» **DATA EXTRACT**:

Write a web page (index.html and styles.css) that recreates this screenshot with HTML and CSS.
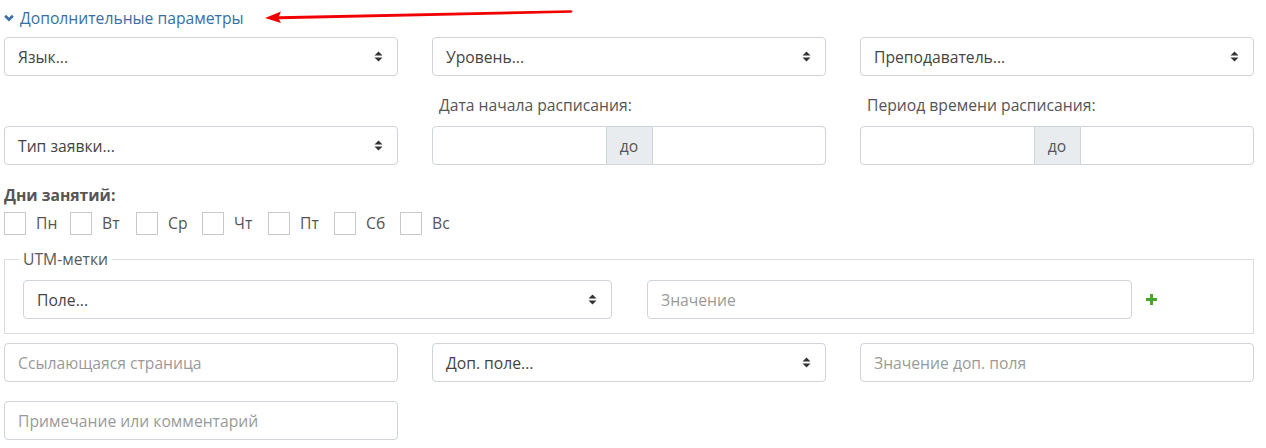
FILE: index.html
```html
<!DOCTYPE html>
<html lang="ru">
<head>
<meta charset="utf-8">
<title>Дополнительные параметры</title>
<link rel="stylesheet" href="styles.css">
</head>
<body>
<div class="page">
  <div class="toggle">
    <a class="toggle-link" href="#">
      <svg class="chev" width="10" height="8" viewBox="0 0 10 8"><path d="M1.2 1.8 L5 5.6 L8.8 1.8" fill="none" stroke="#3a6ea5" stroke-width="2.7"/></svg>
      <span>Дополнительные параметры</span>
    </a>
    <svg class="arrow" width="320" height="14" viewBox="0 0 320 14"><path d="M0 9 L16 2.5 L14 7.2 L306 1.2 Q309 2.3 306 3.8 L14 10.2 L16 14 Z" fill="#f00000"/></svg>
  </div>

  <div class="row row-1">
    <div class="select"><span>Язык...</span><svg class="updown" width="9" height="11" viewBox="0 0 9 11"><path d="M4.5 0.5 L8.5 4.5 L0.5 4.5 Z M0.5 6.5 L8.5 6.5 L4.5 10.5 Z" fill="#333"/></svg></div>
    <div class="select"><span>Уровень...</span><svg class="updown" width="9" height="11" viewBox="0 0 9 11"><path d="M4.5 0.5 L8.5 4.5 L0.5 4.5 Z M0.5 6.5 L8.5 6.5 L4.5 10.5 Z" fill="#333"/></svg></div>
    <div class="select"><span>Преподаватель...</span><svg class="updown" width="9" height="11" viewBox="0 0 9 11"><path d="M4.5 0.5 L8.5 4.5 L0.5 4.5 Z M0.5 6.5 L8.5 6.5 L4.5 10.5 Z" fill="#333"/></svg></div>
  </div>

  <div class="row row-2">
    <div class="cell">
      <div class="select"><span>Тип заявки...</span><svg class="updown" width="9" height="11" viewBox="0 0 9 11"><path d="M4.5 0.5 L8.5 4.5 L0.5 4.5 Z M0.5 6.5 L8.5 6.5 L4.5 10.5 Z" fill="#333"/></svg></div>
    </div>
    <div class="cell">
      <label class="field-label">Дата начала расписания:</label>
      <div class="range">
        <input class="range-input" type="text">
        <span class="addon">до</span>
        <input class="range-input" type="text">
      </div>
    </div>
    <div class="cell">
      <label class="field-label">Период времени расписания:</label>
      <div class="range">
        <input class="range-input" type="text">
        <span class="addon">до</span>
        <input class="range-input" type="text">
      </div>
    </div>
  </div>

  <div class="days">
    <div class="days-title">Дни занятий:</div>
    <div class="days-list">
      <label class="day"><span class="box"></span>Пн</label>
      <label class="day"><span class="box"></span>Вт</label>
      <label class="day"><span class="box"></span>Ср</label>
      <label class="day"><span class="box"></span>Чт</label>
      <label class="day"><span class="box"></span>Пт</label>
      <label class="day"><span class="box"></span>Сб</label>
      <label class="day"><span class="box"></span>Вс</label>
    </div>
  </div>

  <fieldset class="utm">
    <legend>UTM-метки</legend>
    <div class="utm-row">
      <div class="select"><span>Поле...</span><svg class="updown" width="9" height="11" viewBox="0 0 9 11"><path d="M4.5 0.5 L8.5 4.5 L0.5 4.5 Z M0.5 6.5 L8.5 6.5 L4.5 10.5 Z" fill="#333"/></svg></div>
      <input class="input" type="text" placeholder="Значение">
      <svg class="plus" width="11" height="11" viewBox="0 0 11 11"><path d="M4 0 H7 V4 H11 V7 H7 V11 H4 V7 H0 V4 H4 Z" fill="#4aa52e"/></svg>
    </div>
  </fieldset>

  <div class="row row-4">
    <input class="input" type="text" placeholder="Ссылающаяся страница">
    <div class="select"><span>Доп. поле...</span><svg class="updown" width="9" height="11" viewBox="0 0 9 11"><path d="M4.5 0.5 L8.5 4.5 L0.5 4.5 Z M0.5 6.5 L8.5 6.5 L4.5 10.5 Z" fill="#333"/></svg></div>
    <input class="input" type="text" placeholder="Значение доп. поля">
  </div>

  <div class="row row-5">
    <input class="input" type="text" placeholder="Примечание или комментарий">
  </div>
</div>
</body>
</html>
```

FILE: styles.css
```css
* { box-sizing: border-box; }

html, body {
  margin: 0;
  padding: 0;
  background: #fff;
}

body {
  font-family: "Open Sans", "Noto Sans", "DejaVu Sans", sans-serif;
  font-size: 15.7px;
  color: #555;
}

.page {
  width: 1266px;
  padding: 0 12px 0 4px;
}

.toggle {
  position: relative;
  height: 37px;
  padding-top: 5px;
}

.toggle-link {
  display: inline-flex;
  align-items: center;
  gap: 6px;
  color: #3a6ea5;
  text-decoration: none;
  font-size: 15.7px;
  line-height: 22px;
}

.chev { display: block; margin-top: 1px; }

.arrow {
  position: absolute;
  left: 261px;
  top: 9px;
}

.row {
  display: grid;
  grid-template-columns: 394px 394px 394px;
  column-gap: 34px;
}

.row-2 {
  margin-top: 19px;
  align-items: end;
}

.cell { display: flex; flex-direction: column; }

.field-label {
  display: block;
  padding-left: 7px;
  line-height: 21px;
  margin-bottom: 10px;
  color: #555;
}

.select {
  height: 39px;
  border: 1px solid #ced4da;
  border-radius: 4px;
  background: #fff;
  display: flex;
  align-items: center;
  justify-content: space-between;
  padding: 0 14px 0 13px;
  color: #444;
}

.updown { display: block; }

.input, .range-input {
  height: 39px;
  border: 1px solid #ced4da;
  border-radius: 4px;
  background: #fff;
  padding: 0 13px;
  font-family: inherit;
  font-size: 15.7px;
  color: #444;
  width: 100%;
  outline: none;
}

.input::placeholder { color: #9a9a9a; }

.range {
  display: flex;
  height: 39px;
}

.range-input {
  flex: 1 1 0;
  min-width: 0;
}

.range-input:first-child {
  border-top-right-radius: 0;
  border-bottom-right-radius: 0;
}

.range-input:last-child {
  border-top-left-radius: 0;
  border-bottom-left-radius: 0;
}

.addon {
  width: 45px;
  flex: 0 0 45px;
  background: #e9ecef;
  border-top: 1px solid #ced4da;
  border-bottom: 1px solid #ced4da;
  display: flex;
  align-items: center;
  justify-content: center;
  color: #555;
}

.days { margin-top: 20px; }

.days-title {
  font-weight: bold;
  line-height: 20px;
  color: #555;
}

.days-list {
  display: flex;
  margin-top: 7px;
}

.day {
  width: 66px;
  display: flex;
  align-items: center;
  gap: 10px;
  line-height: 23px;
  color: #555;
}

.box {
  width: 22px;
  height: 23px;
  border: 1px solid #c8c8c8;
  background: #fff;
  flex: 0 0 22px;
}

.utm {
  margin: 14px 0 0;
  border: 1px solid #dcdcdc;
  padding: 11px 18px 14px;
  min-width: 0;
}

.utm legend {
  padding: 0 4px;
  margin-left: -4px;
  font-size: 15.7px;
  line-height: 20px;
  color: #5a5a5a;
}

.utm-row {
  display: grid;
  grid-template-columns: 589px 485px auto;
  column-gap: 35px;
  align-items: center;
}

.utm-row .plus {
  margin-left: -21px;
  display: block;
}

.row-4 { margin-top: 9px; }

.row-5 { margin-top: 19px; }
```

» **EXERCISE DETAILS**:
Extract the full listing exactly, with the pictures left out.

» **RESPONSE**:
Write a web page (index.html and styles.css) that recreates this screenshot with HTML and CSS.
FILE: index.html
```html
<!DOCTYPE html>
<html lang="ru">
<head>
<meta charset="utf-8">
<title>Дополнительные параметры</title>
<link rel="stylesheet" href="styles.css">
</head>
<body>
<div class="page">
  <div class="toggle">
    <a class="toggle-link" href="#">
      <svg class="chev" width="10" height="8" viewBox="0 0 10 8"><path d="M1.2 1.8 L5 5.6 L8.8 1.8" fill="none" stroke="#3a6ea5" stroke-width="2.7"/></svg>
      <span>Дополнительные параметры</span>
    </a>
    <svg class="arrow" width="320" height="14" viewBox="0 0 320 14"><path d="M0 9 L16 2.5 L14 7.2 L306 1.2 Q309 2.3 306 3.8 L14 10.2 L16 14 Z" fill="#f00000"/></svg>
  </div>

  <div class="row row-1">
    <div class="select"><span>Язык...</span><svg class="updown" width="9" height="11" viewBox="0 0 9 11"><path d="M4.5 0.5 L8.5 4.5 L0.5 4.5 Z M0.5 6.5 L8.5 6.5 L4.5 10.5 Z" fill="#333"/></svg></div>
    <div class="select"><span>Уровень...</span><svg class="updown" width="9" height="11" viewBox="0 0 9 11"><path d="M4.5 0.5 L8.5 4.5 L0.5 4.5 Z M0.5 6.5 L8.5 6.5 L4.5 10.5 Z" fill="#333"/></svg></div>
    <div class="select"><span>Преподаватель...</span><svg class="updown" width="9" height="11" viewBox="0 0 9 11"><path d="M4.5 0.5 L8.5 4.5 L0.5 4.5 Z M0.5 6.5 L8.5 6.5 L4.5 10.5 Z" fill="#333"/></svg></div>
  </div>

  <div class="row row-2">
    <div class="cell">
      <div class="select"><span>Тип заявки...</span><svg class="updown" width="9" height="11" viewBox="0 0 9 11"><path d="M4.5 0.5 L8.5 4.5 L0.5 4.5 Z M0.5 6.5 L8.5 6.5 L4.5 10.5 Z" fill="#333"/></svg></div>
    </div>
    <div class="cell">
      <label class="field-label">Дата начала расписания:</label>
      <div class="range">
        <input class="range-input" type="text">
        <span class="addon">до</span>
        <input class="range-input" type="text">
      </div>
    </div>
    <div class="cell">
      <label class="field-label">Период времени расписания:</label>
      <div class="range">
        <input class="range-input" type="text">
        <span class="addon">до</span>
        <input class="range-input" type="text">
      </div>
    </div>
  </div>

  <div class="days">
    <div class="days-title">Дни занятий:</div>
    <div class="days-list">
      <label class="day"><span class="box"></span>Пн</label>
      <label class="day"><span class="box"></span>Вт</label>
      <label class="day"><span class="box"></span>Ср</label>
      <label class="day"><span class="box"></span>Чт</label>
      <label class="day"><span class="box"></span>Пт</label>
      <label class="day"><span class="box"></span>Сб</label>
      <label class="day"><span class="box"></span>Вс</label>
    </div>
  </div>

  <fieldset class="utm">
    <legend>UTM-метки</legend>
    <div class="utm-row">
      <div class="select"><span>Поле...</span><svg class="updown" width="9" height="11" viewBox="0 0 9 11"><path d="M4.5 0.5 L8.5 4.5 L0.5 4.5 Z M0.5 6.5 L8.5 6.5 L4.5 10.5 Z" fill="#333"/></svg></div>
      <input class="input" type="text" placeholder="Значение">
      <svg class="plus" width="11" height="11" viewBox="0 0 11 11"><path d="M4 0 H7 V4 H11 V7 H7 V11 H4 V7 H0 V4 H4 Z" fill="#4aa52e"/></svg>
    </div>
  </fieldset>

  <div class="row row-4">
    <input class="input" type="text" placeholder="Ссылающаяся страница">
    <div class="select"><span>Доп. поле...</span><svg class="updown" width="9" height="11" viewBox="0 0 9 11"><path d="M4.5 0.5 L8.5 4.5 L0.5 4.5 Z M0.5 6.5 L8.5 6.5 L4.5 10.5 Z" fill="#333"/></svg></div>
    <input class="input" type="text" placeholder="Значение доп. поля">
  </div>

  <div class="row row-5">
    <input class="input" type="text" placeholder="Примечание или комментарий">
  </div>
</div>
</body>
</html>
```

FILE: styles.css
```css
* { box-sizing: border-box; }

html, body {
  margin: 0;
  padding: 0;
  background: #fff;
}

body {
  font-family: "Open Sans", "Noto Sans", "DejaVu Sans", sans-serif;
  font-size: 15.7px;
  color: #555;
}

.page {
  width: 1266px;
  padding: 0 12px 0 4px;
}

.toggle {
  position: relative;
  height: 37px;
  padding-top: 5px;
}

.toggle-link {
  display: inline-flex;
  align-items: center;
  gap: 6px;
  color: #3a6ea5;
  text-decoration: none;
  font-size: 15.7px;
  line-height: 22px;
}

.chev { display: block; margin-top: 1px; }

.arrow {
  position: absolute;
  left: 261px;
  top: 9px;
}

.row {
  display: grid;
  grid-template-columns: 394px 394px 394px;
  column-gap: 34px;
}

.row-2 {
  margin-top: 19px;
  align-items: end;
}

.cell { display: flex; flex-direction: column; }

.field-label {
  display: block;
  padding-left: 7px;
  line-height: 21px;
  margin-bottom: 10px;
  color: #555;
}

.select {
  height: 39px;
  border: 1px solid #ced4da;
  border-radius: 4px;
  background: #fff;
  display: flex;
  align-items: center;
  justify-content: space-between;
  padding: 0 14px 0 13px;
  color: #444;
}

.updown { display: block; }

.input, .range-input {
  height: 39px;
  border: 1px solid #ced4da;
  border-radius: 4px;
  background: #fff;
  padding: 0 13px;
  font-family: inherit;
  font-size: 15.7px;
  color: #444;
  width: 100%;
  outline: none;
}

.input::placeholder { color: #9a9a9a; }

.range {
  display: flex;
  height: 39px;
}

.range-input {
  flex: 1 1 0;
  min-width: 0;
}

.range-input:first-child {
  border-top-right-radius: 0;
  border-bottom-right-radius: 0;
}

.range-input:last-child {
  border-top-left-radius: 0;
  border-bottom-left-radius: 0;
}

.addon {
  width: 45px;
  flex: 0 0 45px;
  background: #e9ecef;
  border-top: 1px solid #ced4da;
  border-bottom: 1px solid #ced4da;
  display: flex;
  align-items: center;
  justify-content: center;
  color: #555;
}

.days { margin-top: 20px; }

.days-title {
  font-weight: bold;
  line-height: 20px;
  color: #555;
}

.days-list {
  display: flex;
  margin-top: 7px;
}

.day {
  width: 66px;
  display: flex;
  align-items: center;
  gap: 10px;
  line-height: 23px;
  color: #555;
}

.box {
  width: 22px;
  height: 23px;
  border: 1px solid #c8c8c8;
  background: #fff;
  flex: 0 0 22px;
}

.utm {
  margin: 14px 0 0;
  border: 1px solid #dcdcdc;
  padding: 11px 18px 14px;
  min-width: 0;
}

.utm legend {
  padding: 0 4px;
  margin-left: -4px;
  font-size: 15.7px;
  line-height: 20px;
  color: #5a5a5a;
}

.utm-row {
  display: grid;
  grid-template-columns: 589px 485px auto;
  column-gap: 35px;
  align-items: center;
}

.utm-row .plus {
  margin-left: -21px;
  display: block;
}

.row-4 { margin-top: 9px; }

.row-5 { margin-top: 19px; }
```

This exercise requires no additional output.